2 days ago

Siyin Wang Junhao Shi Senyu Fei Zhaoyang Fu Li Ji Jingjing Gong Xipeng Qiu

Table of Contents

Abstract

Modern Vision-Language-Action (VLA) models often fail to generalize to novel setups, such as altered camera viewpoints or robot morphologies, because they are typically conditioned only on current observations and language instructions. By ignoring the underlying system configuration as a variable, these models implicitly assume a fixed execution context encountered during training, necessitating data-intensive fine-tuning for any new environment. In this work, we introduce In-Context World Modeling (ICWM), a framework that treats system identification as an in-context adaptation problem. ICWM enables robot policies to autonomously infer essential system variables from a short history of self-generated, task-agnostic interactions. Unlike traditional In-Context Learning that uses demonstrations to specify what task to perform, ICWM leverages the context window to understand how the system operates. By processing these interactions before task execution, the model implicitly captures the world dynamics of the current system, enabling adaptation to novel configurations without parameter updates. Extensive experiments in simulation and on real-world robot platforms demonstrate that ICWM significantly outperforms standard VLA baselines on novel camera viewpoints.

One-sentence Summary

By treating system identification as in-context adaptation without parameter updates, In-Context World Modeling (ICWM) enables VLA models to infer system variables from a short history of self-generated, task-agnostic interactions, adapting to novel camera viewpoints and robot morphologies and significantly outperforming standard VLA baselines in simulation and real-world experiments.

Key Contributions

In-Context World Modeling (ICWM) enables vision-language-action policies to infer system configuration from self-generated, task-agnostic interactions, achieving test-time adaptation without parameter updates.
Unlike conventional in-context learning that specifies what to do, ICWM uses the context window to understand how the system operates, implicitly capturing world dynamics to adapt to novel camera viewpoints, robot morphologies, and semantic scene variations.
Experiments on simulation benchmarks and real-world robots show that ICWM significantly outperforms standard VLA baselines on novel camera viewpoints and generalizes to other configuration changes, without requiring task-specific demonstrations or reward signals.

Introduction

In robotic manipulation, Vision-Language-Action (VLA) models map visual observations and language commands directly to actions, yet they struggle when deployment conditions such as camera viewpoint or robot morphology change from training.
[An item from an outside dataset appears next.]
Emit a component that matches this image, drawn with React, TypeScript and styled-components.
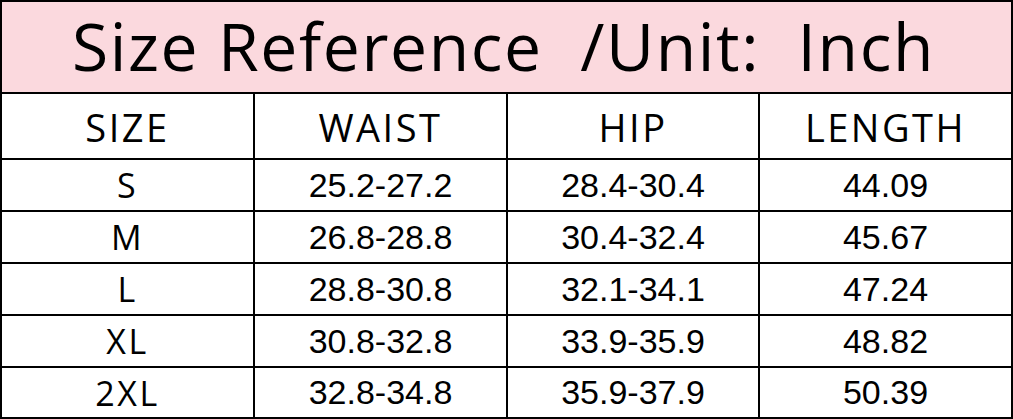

Standard VLA formulations condition only on the current observation, implicitly treating the underlying system configuration as fixed and absorbing it into static model parameters. Prior adaptation strategies rely on task-specific human demonstrations, reward signals, or parameter fine-tuning, leaving no practical mechanism to identify the system dynamics at test time. The authors propose In-Context World Modeling (ICWM), which reframes the problem as a test-time system identification task: the robot autonomously generates a short sequence of task-agnostic exploratory motions and prepends the resulting visual transitions as context, enabling the policy to implicitly recover the current sensory-motor mapping and adapt to novel configurations without parameter updates or human-provided demonstrations.

Dataset

The authors collect a real-world multi‑view manipulation dataset on a 6‑DoF UR5e arm with a Robotiq parallel gripper and a 12‑camera array. The dataset is used to train a vision‑language‑action model with an in‑context system‑identification mechanism.

Task coverage and size
Four tasks are included, each recorded with 100–150 human teleoperated demonstrations:
Put the toy on the box into the basket (spatial reasoning and disambiguation),
Stack the yellow cup onto the red cup (fine‑grained alignment),
Lift the basket (handle‑centric structural manipulation),
Pick up the eggplant and place it onto the red plate (multi‑object grounding in clutter).
Every demonstration provides multi‑view RGB streams, end‑effector actions, and a corresponding language instruction.
Camera split and generalization protocol
The 12 cameras are divided into two equal groups: 6 designated for training, the other 6 held out exclusively for zero‑shot generalization testing. This balanced split forces the model to infer system dynamics from the interaction context rather than memorizing camera‑to‑robot geometries.
Training data and processing
Training uses all demonstrations from the 6 training cameras, with no explicit task balancing beyond the natural demonstration counts. For each training sample, the authors prepend N task‑agnostic interaction clips to a full demonstration episode. These clips are randomly drawn from a pool of short interaction segments extracted from the complete set of training trajectories across all tasks and viewpoints; the sampling ensures diversity in the interaction context. The model then receives the entire sequence and is optimized with a next‑action prediction loss that conditions on the prepended interaction context, the current observation, and the language instruction. No image cropping or special metadata construction is applied beyond this clip‑prepending step.
Implicit dynamics signal
Because the interaction clips are drawn from trajectories collected under diverse camera configurations, the variation in the prepended context serves as an implicit training signal: the model must learn to extract the action‑to‑observation mapping that characterizes the current system configuration, enabling zero‑shot adaptation to unseen viewpoints.

Method

The authors propose In-Context World Modeling (ICWM) to address the generalization collapse of standard Vision-Language-Action (VLA) models under out-of-distribution system configurations, such as novel camera viewpoints or robot morphologies. Unlike traditional world models that require dedicated parameters to predict future observations or inverse dynamics, ICWM realizes world modeling implicitly. It leverages standard sequence modeling to extract time-invariant causal structures directly from task-agnostic interaction histories, treating world modeling as an emergent inference capability at test time.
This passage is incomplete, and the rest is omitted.